**EXERCISE DESCRIPTION:** Pictures stay out of this copy, which runs from the first line of the material through the line containing "import React from".

** start of SOURCE RECORDS **

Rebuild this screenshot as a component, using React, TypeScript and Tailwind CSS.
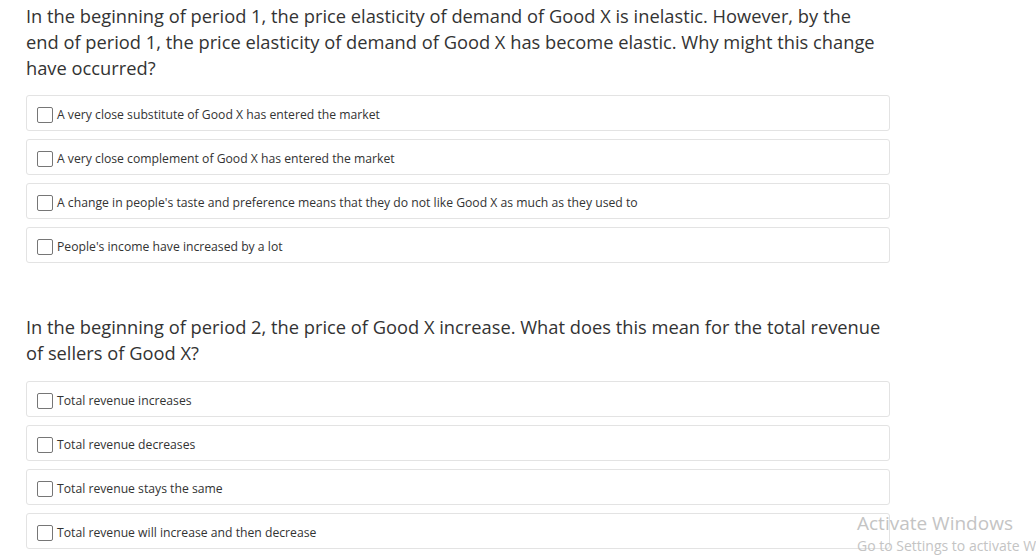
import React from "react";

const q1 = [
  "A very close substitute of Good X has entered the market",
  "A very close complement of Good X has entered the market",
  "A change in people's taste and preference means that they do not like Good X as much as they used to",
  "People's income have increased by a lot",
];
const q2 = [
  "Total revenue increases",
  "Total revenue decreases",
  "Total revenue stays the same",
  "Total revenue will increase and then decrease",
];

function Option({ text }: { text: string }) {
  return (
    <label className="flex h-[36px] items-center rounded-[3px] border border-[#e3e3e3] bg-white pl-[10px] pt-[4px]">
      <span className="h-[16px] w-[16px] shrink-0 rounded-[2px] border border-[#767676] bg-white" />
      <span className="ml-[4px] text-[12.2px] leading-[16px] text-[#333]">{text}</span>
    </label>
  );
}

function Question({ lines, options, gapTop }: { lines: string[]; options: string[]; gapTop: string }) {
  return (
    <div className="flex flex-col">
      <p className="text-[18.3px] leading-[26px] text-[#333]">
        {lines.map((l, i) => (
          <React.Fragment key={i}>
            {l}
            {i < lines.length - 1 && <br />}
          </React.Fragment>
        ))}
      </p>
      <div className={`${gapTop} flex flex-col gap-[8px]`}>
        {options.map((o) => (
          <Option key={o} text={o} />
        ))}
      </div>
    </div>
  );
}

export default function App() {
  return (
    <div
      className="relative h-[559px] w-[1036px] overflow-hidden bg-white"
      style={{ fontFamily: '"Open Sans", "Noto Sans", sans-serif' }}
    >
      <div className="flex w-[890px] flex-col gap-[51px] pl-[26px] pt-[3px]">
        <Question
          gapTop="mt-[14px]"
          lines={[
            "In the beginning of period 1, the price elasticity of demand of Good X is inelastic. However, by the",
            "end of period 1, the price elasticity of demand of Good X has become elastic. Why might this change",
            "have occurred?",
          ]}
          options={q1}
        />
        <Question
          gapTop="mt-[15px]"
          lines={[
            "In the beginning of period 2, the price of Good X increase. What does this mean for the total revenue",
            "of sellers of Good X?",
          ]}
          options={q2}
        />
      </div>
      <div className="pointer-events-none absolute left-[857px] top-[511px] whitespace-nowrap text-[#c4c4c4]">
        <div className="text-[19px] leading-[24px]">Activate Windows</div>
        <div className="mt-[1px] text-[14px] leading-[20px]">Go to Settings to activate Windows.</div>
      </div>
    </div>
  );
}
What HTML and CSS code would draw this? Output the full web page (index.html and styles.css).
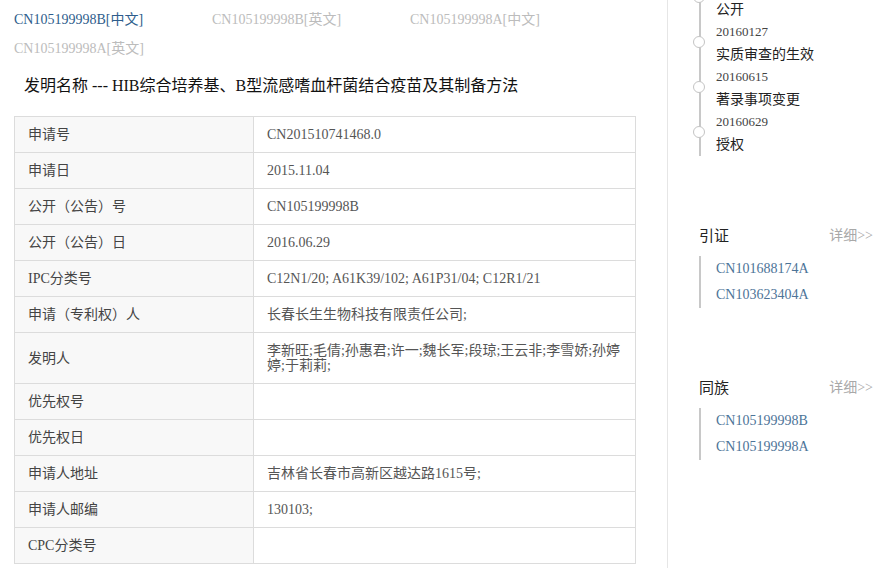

** end of SOURCE RECORDS **

**TASK SOLUTION:**
Rebuild this screenshot as a component, using React, TypeScript and Tailwind CSS.
import React from "react";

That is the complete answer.